Italy's Snam Takes Steps to Guarantee Gas Flows During Coronavirus Outbreak

MILAN (Reuters) — Italian gas grid operator Snam has put in place emergency measures to ensure it can keep gas flowing during the coronavirus outbreak. 

The state-controlled group, which manages the national grid from a center in Milan, said it had put into action a maximum security protocol to run its operation in two-week shifts.

"Before the start of the shift, the whole team is tested to ensure they are COVID negative, and then placed into isolated accommodation near the dispatching center, where they work and live safely 24/7 for 14 days before being relieved by another shift," Alvera said.

Italy is currently tackling the worst coronavirus outbreak in Europe and there has been concern about the risks for key energy facilities should the crisis persist.
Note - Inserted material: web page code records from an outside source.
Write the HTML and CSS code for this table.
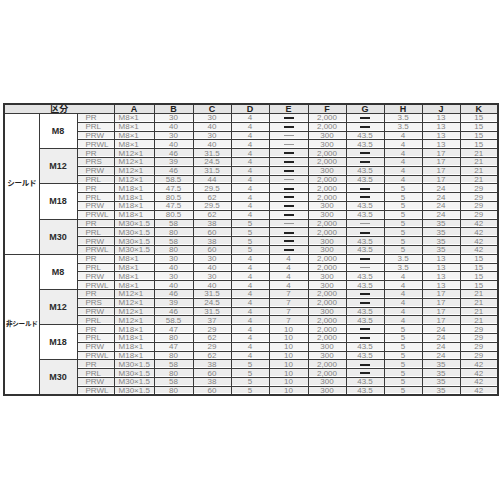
FILE: index.html
```html
<!DOCTYPE html>
<html lang="ja">
<head>
<meta charset="utf-8">
<link rel="stylesheet" href="styles.css">
</head>
<body>
<div class="wrap">
<table class="spec">
<colgroup>
<col class="c35"><col class="c38"><col class="c37"><col class="c40"><col class="c39"><col class="c38"><col class="c38"><col class="c39"><col class="c38"><col class="c38"><col class="c38"><col class="c38"><col class="c38">
</colgroup>
<thead>
<tr><th colspan="3">区分</th><th>A</th><th>B</th><th>C</th><th>D</th><th>E</th><th>F</th><th>G</th><th>H</th><th>J</th><th>K</th></tr>
</thead>
<tbody>
<tr><td rowspan="16" class="cat">シールド</td><td rowspan="4" class="grp">M8</td><td class="t">PR</td><td class="a">M8×1</td><td>30</td><td>30</td><td>4</td><td><span class="dash"></span></td><td>2,000</td><td><span class="dash"></span></td><td>3.5</td><td>13</td><td>15</td></tr>
<tr><td class="t">PRL</td><td class="a">M8×1</td><td>40</td><td>40</td><td>4</td><td><span class="dash"></span></td><td>2,000</td><td><span class="dash"></span></td><td>3.5</td><td>13</td><td>15</td></tr>
<tr><td class="t">PRW</td><td class="a">M8×1</td><td>30</td><td>30</td><td>4</td><td><span class="dash lt"></span></td><td>300</td><td>43.5</td><td>4</td><td>13</td><td>15</td></tr>
<tr><td class="t">PRWL</td><td class="a">M8×1</td><td>40</td><td>40</td><td>4</td><td><span class="dash lt"></span></td><td>300</td><td>43.5</td><td>4</td><td>13</td><td>15</td></tr>
<tr class="g"><td rowspan="4" class="grp gg">M12</td><td class="t">PR</td><td class="a">M12×1</td><td>46</td><td>31.5</td><td>4</td><td><span class="dash"></span></td><td>2,000</td><td><span class="dash"></span></td><td>4</td><td>17</td><td>21</td></tr>
<tr class="g"><td class="t">PRS</td><td class="a">M12×1</td><td>39</td><td>24.5</td><td>4</td><td><span class="dash"></span></td><td>2,000</td><td><span class="dash"></span></td><td>4</td><td>17</td><td>21</td></tr>
<tr class="g"><td class="t">PRW</td><td class="a">M12×1</td><td>46</td><td>31.5</td><td>4</td><td><span class="dash"></span></td><td>300</td><td>43.5</td><td>4</td><td>17</td><td>21</td></tr>
<tr class="g"><td class="t">PRL</td><td class="a">M12×1</td><td>58.5</td><td>44</td><td>4</td><td><span class="dash lt"></span></td><td>2,000</td><td>43.5</td><td>4</td><td>17</td><td>21</td></tr>
<tr><td rowspan="4" class="grp">M18</td><td class="t">PR</td><td class="a">M18×1</td><td>47.5</td><td>29.5</td><td>4</td><td><span class="dash"></span></td><td>2,000</td><td><span class="dash"></span></td><td>5</td><td>24</td><td>29</td></tr>
<tr><td class="t">PRL</td><td class="a">M18×1</td><td>80.5</td><td>62</td><td>4</td><td><span class="dash"></span></td><td>2,000</td><td><span class="dash"></span></td><td>5</td><td>24</td><td>29</td></tr>
<tr><td class="t">PRW</td><td class="a">M18×1</td><td>47.5</td><td>29.5</td><td>4</td><td><span class="dash"></span></td><td>300</td><td>43.5</td><td>5</td><td>24</td><td>29</td></tr>
<tr><td class="t">PRWL</td><td class="a">M18×1</td><td>80.5</td><td>62</td><td>4</td><td><span class="dash"></span></td><td>300</td><td>43.5</td><td>5</td><td>24</td><td>29</td></tr>
<tr class="g"><td rowspan="4" class="grp gg">M30</td><td class="t">PR</td><td class="a">M30×1.5</td><td>58</td><td>38</td><td>5</td><td><span class="dash lt"></span></td><td>2,000</td><td><span class="dash lt"></span></td><td>5</td><td>35</td><td>42</td></tr>
<tr class="g"><td class="t">PRL</td><td class="a">M30×1.5</td><td>80</td><td>60</td><td>5</td><td><span class="dash"></span></td><td>2,000</td><td><span class="dash"></span></td><td>5</td><td>35</td><td>42</td></tr>
<tr class="g"><td class="t">PRW</td><td class="a">M30×1.5</td><td>58</td><td>38</td><td>5</td><td><span class="dash"></span></td><td>300</td><td>43.5</td><td>5</td><td>35</td><td>42</td></tr>
<tr class="g"><td class="t">PRWL</td><td class="a">M30×1.5</td><td>80</td><td>60</td><td>5</td><td><span class="dash"></span></td><td>300</td><td>43.5</td><td>5</td><td>35</td><td>42</td></tr>

<tr><td rowspan="16" class="cat narrow">非シールド</td><td rowspan="4" class="grp">M8</td><td class="t">PR</td><td class="a">M8×1</td><td>30</td><td>30</td><td>4</td><td>4</td><td>2,000</td><td><span class="dash"></span></td><td>3.5</td><td>13</td><td>15</td></tr>
<tr><td class="t">PRL</td><td class="a">M8×1</td><td>40</td><td>40</td><td>4</td><td>4</td><td>2,000</td><td><span class="dash lt"></span></td><td>3.5</td><td>13</td><td>15</td></tr>
<tr><td class="t">PRW</td><td class="a">M8×1</td><td>30</td><td>30</td><td>4</td><td>4</td><td>300</td><td>43.5</td><td>4</td><td>13</td><td>15</td></tr>
<tr><td class="t">PRWL</td><td class="a">M8×1</td><td>40</td><td>40</td><td>4</td><td>4</td><td>300</td><td>43.5</td><td>4</td><td>13</td><td>15</td></tr>
<tr class="g"><td rowspan="4" class="grp gg">M12</td><td class="t">PR</td><td class="a">M12×1</td><td>46</td><td>31.5</td><td>4</td><td>7</td><td>2,000</td><td><span class="dash"></span></td><td>4</td><td>17</td><td>21</td></tr>
<tr class="g"><td class="t">PRS</td><td class="a">M12×1</td><td>39</td><td>24.5</td><td>4</td><td>7</td><td>2,000</td><td><span class="dash"></span></td><td>4</td><td>17</td><td>21</td></tr>
<tr class="g"><td class="t">PRW</td><td class="a">M12×1</td><td>46</td><td>31.5</td><td>4</td><td>7</td><td>300</td><td>43.5</td><td>4</td><td>17</td><td>21</td></tr>
<tr class="g"><td class="t">PRL</td><td class="a">M12×1</td><td>58.5</td><td>37</td><td>4</td><td>7</td><td>2,000</td><td>43.5</td><td>4</td><td>17</td><td>21</td></tr>
<tr><td rowspan="4" class="grp">M18</td><td class="t">PR</td><td class="a">M18×1</td><td>47</td><td>29</td><td>4</td><td>10</td><td>2,000</td><td><span class="dash"></span></td><td>5</td><td>24</td><td>29</td></tr>
<tr><td class="t">PRL</td><td class="a">M18×1</td><td>80</td><td>62</td><td>4</td><td>10</td><td>2,000</td><td><span class="dash"></span></td><td>5</td><td>24</td><td>29</td></tr>
<tr><td class="t">PRW</td><td class="a">M18×1</td><td>47</td><td>29</td><td>4</td><td>10</td><td>300</td><td>43.5</td><td>5</td><td>24</td><td>29</td></tr>
<tr><td class="t">PRWL</td><td class="a">M18×1</td><td>80</td><td>62</td><td>4</td><td>10</td><td>300</td><td>43.5</td><td>5</td><td>24</td><td>29</td></tr>
<tr class="g"><td rowspan="4" class="grp gg">M30</td><td class="t">PR</td><td class="a">M30×1.5</td><td>58</td><td>38</td><td>5</td><td>10</td><td>2,000</td><td><span class="dash"></span></td><td>5</td><td>35</td><td>42</td></tr>
<tr class="g"><td class="t">PRL</td><td class="a">M30×1.5</td><td>80</td><td>60</td><td>5</td><td>10</td><td>2,000</td><td><span class="dash"></span></td><td>5</td><td>35</td><td>42</td></tr>
<tr class="g"><td class="t">PRW</td><td class="a">M30×1.5</td><td>58</td><td>38</td><td>5</td><td>10</td><td>300</td><td>43.5</td><td>5</td><td>35</td><td>42</td></tr>
<tr class="g"><td class="t">PRWL</td><td class="a">M30×1.5</td><td>80</td><td>60</td><td>5</td><td>10</td><td>300</td><td>43.5</td><td>5</td><td>35</td><td>42</td></tr>
</tbody>
</table>
</div>
</body>
</html>
```
FILE: styles.css
```css
html, body {
  margin: 0;
  padding: 0;
  background: #ffffff;
  font-family: "Liberation Sans", "Noto Sans CJK JP", sans-serif;
}

.wrap {
  padding: 103px 3px 0 3px;
}

.spec {
  border-collapse: collapse;
  table-layout: fixed;
  width: 494px;
  border: 2px solid #333333;
}

.c35 { width: 35px; }
.c37 { width: 37px; }
.c38 { width: 38px; }
.c39 { width: 39px; }
.c40 { width: 40px; }

.spec th,
.spec td {
  border: 1px solid #3a3a3a;
  padding: 0;
  text-align: center;
  vertical-align: middle;
  white-space: nowrap;
  overflow: hidden;
}

.spec thead tr {
  height: 9px;
}

.spec th {
  background: #e4e4e4;
  color: #222222;
  font-size: 9px;
  line-height: 8px;
  font-weight: bold;
}

.spec tbody tr {
  height: 8.8px;
}

.spec td {
  background: #f4f4f4;
  color: #858585;
  font-size: 8px;
  line-height: 7px;
  box-shadow: inset 0 -1px 0 #ffffff;
}

.spec tr.g td {
  background: #ececec;
}

.spec td.t {
  text-align: left;
  padding-left: 8px;
}

.spec td.a {
  text-align: left;
  padding-left: 4px;
}

.spec td.cat {
  background: #ffffff;
  box-shadow: none;
  color: #222222;
  font-weight: bold;
  font-size: 7.5px;
  line-height: 10px;
  letter-spacing: -0.2px;
}

.spec td.cat.narrow {
  font-size: 6.6px;
  letter-spacing: -0.3px;
}

.spec td.grp {
  background: #ffffff;
  box-shadow: none;
  color: #2a2a2a;
  font-weight: bold;
  font-size: 9px;
  line-height: 10px;
}

.spec tr.g td.grp.gg {
  background: #eeeeee;
}

.dash {
  display: inline-block;
  width: 10px;
  height: 2px;
  background: #222222;
  vertical-align: middle;
}

.dash.lt {
  height: 1px;
  background: #9a9a9a;
}
```
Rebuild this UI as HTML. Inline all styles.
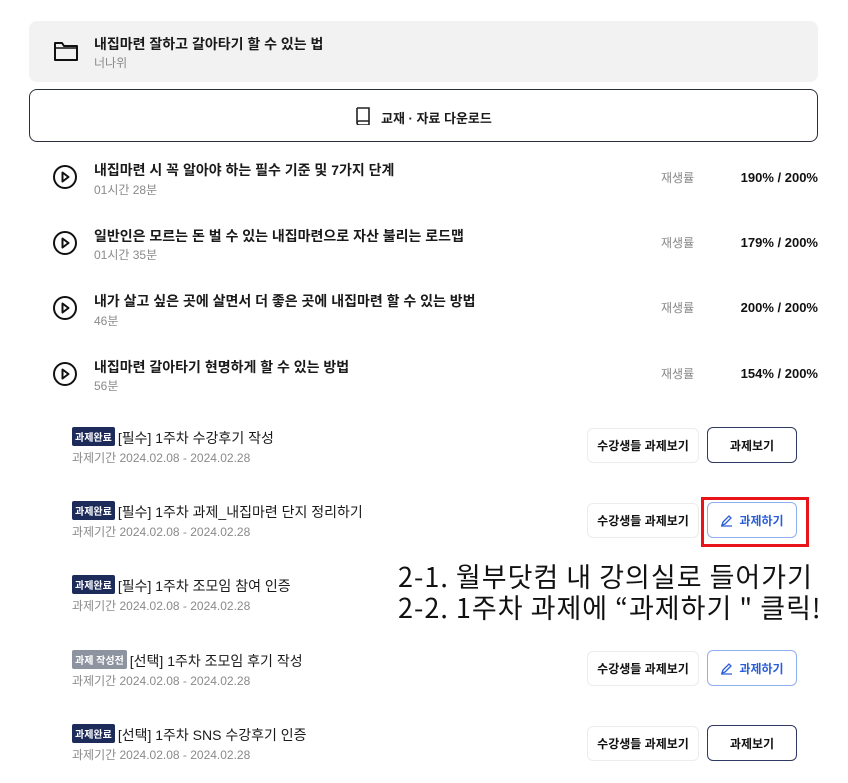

The epidemic, which has already claimed almost 3,000 lives in Italy, is expected to push the country into its fourth recession in just 12 years and batter company balance sheets.

Snam, Europe's biggest gas pipeline company, said it had halted work at around half its construction sites in Italy and delayed investments.

"We remain broadly on track on our main (construction) milestones but we may need to cut the number further down as we progress," Snam CEO Marco Alvera said in a conference call.

Snam, which makes most of its revenue from its regulated gas transport business in Italy, has pledged to spend 6.5 billion euros ($7 billion) to 2023, most of it on its transmission grid.

The group, which runs almost 42,000 kilometers (26,000 miles) of grid, also owns gas storage operations, LNG terminals and pipeline assets abroad including a 20% stake in the giant TAP pipeline that will bring Azeri gas to Europe.

"I can confirm startup of TAP by the end of 2020," Alvera said.

Alvera said the group was actively in contact with the main gas shippers in Russia, Libya and Algeria to monitor possible risks to the supply chain caused by the coronavirus outbreak.

Italy imports around 90% of its gas demand and relies on imports from Russia to help fire its power plants.

Snam, which is targeting net profits this year of 1.1 billion euros, said it was hard to accurately estimate the impact of the coronavirus but said it expected only a minor impact on its 2020 results.

"It will be limited - single digit at this stage," Alvera said.

The CEO, a former manager at oil and gas group Eni, said the group's financial position was solid and it did not expect any impact on shareholder returns.

"Our dividend policy is sound and I don't expect any change whatsoever," Alvera said.